» Directive
Word for word, quote all of the material, omitting the pictures.

» Data segment
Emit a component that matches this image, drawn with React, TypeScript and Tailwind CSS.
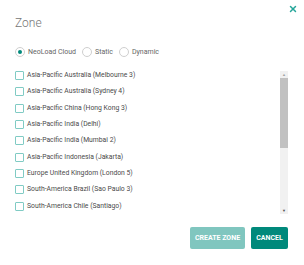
import { X } from 'lucide-react';

const zones = [
  'Asia-Pacific Australia (Melbourne 3)',
  'Asia-Pacific Australia (Sydney 4)',
  'Asia-Pacific China (Hong Kong 3)',
  'Asia-Pacific India (Delhi)',
  'Asia-Pacific India (Mumbai 2)',
  'Asia-Pacific Indonesia (Jakarta)',
  'Europe United Kingdom (London 5)',
  'South-America Brazil (Sao Paulo 3)',
  'South-America Chile (Santiago)',
];

function Radio({ label, checked }: { label: string; checked?: boolean }) {
  return (
    <label className="flex items-center gap-[3px]">
      <span className="flex h-[10px] w-[10px] items-center justify-center rounded-full border border-[#cfcfcf]">
        {checked && <span className="h-[4px] w-[4px] rounded-full bg-[#00897b]" />}
      </span>
      <span>{label}</span>
    </label>
  );
}

export default function App() {
  return (
    <div
      className="relative h-[265px] w-[304px] bg-white text-[#555]"
      style={{ fontFamily: 'Roboto, "Liberation Sans", sans-serif' }}
    >
      <button className="absolute right-[6px] top-[3.5px] text-[#26a69a]">
        <X size={10} strokeWidth={3.5} />
      </button>

      <div className="flex h-full flex-col pl-[15px] pr-[16px] pt-[15px]">
        <h2 className="h-[16px] text-[12px] font-light leading-[16px] text-[#757575]">Zone</h2>

        <div className="mt-[16px] flex h-[10px] items-center gap-[6px] text-[7px] leading-[10px] text-[#666]">
          <Radio label="NeoLoad Cloud" checked />
          <Radio label="Static" />
          <Radio label="Dynamic" />
        </div>

        <div className="mt-[10px] flex h-[147px] items-start">
          <ul className="h-full flex-1 overflow-hidden text-[6.8px] text-[#4a4a4a]">
            {zones.map((z, i) => (
              <li
                key={z}
                className={`flex gap-[3px] ${i % 3 === 1 ? 'h-[17px]' : 'h-[16px]'}`}
              >
                <span className="mt-[4px] h-[9px] w-[9px] shrink-0 rounded-[1px] border border-[#80cbc4]" />
                <span className="self-center">{z}</span>
              </li>
            ))}
          </ul>
          <div className="mt-[4px] flex h-[143px] w-[8px] flex-col bg-[#f1f1f1]">
            <div className="flex h-[7px] items-center justify-center text-[4px] text-[#a3a3a3]">▲</div>
            <div className="h-[70px] bg-[#c1c1c1]" />
            <div className="flex-1" />
            <div className="flex h-[7px] items-center justify-center text-[4px] text-[#505050]">▼</div>
          </div>
        </div>

        <div className="mt-[13px] flex justify-end gap-[6px]">
          <button className="h-[22px] w-[55px] rounded-[2px] bg-[#80c6bf] text-[7px] font-bold uppercase text-white">
            Create Zone
          </button>
          <button className="h-[22px] w-[37px] rounded-[2px] bg-[#00897b] text-[7px] font-bold uppercase text-white">
            Cancel
          </button>
        </div>
      </div>
    </div>
  );
}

» Task solution
Emit a component that matches this image, drawn with React, TypeScript and Tailwind CSS.
import { X } from 'lucide-react';

const zones = [
  'Asia-Pacific Australia (Melbourne 3)',
  'Asia-Pacific Australia (Sydney 4)',
  'Asia-Pacific China (Hong Kong 3)',
  'Asia-Pacific India (Delhi)',
  'Asia-Pacific India (Mumbai 2)',
  'Asia-Pacific Indonesia (Jakarta)',
  'Europe United Kingdom (London 5)',
  'South-America Brazil (Sao Paulo 3)',
  'South-America Chile (Santiago)',
];

function Radio({ label, checked }: { label: string; checked?: boolean }) {
  return (
    <label className="flex items-center gap-[3px]">
      <span className="flex h-[10px] w-[10px] items-center justify-center rounded-full border border-[#cfcfcf]">
        {checked && <span className="h-[4px] w-[4px] rounded-full bg-[#00897b]" />}
      </span>
      <span>{label}</span>
    </label>
  );
}

export default function App() {
  return (
    <div
      className="relative h-[265px] w-[304px] bg-white text-[#555]"
      style={{ fontFamily: 'Roboto, "Liberation Sans", sans-serif' }}
    >
      <button className="absolute right-[6px] top-[3.5px] text-[#26a69a]">
        <X size={10} strokeWidth={3.5} />
      </button>

      <div className="flex h-full flex-col pl-[15px] pr-[16px] pt-[15px]">
        <h2 className="h-[16px] text-[12px] font-light leading-[16px] text-[#757575]">Zone</h2>

        <div className="mt-[16px] flex h-[10px] items-center gap-[6px] text-[7px] leading-[10px] text-[#666]">
          <Radio label="NeoLoad Cloud" checked />
          <Radio label="Static" />
          <Radio label="Dynamic" />
        </div>

        <div className="mt-[10px] flex h-[147px] items-start">
          <ul className="h-full flex-1 overflow-hidden text-[6.8px] text-[#4a4a4a]">
            {zones.map((z, i) => (
              <li
                key={z}
                className={`flex gap-[3px] ${i % 3 === 1 ? 'h-[17px]' : 'h-[16px]'}`}
              >
                <span className="mt-[4px] h-[9px] w-[9px] shrink-0 rounded-[1px] border border-[#80cbc4]" />
                <span className="self-center">{z}</span>
              </li>
            ))}
          </ul>
          <div className="mt-[4px] flex h-[143px] w-[8px] flex-col bg-[#f1f1f1]">
            <div className="flex h-[7px] items-center justify-center text-[4px] text-[#a3a3a3]">▲</div>
            <div className="h-[70px] bg-[#c1c1c1]" />
            <div className="flex-1" />
            <div className="flex h-[7px] items-center justify-center text-[4px] text-[#505050]">▼</div>
          </div>
        </div>

        <div className="mt-[13px] flex justify-end gap-[6px]">
          <button className="h-[22px] w-[55px] rounded-[2px] bg-[#80c6bf] text-[7px] font-bold uppercase text-white">
            Create Zone
          </button>
          <button className="h-[22px] w-[37px] rounded-[2px] bg-[#00897b] text-[7px] font-bold uppercase text-white">
            Cancel
          </button>
        </div>
      </div>
    </div>
  );
}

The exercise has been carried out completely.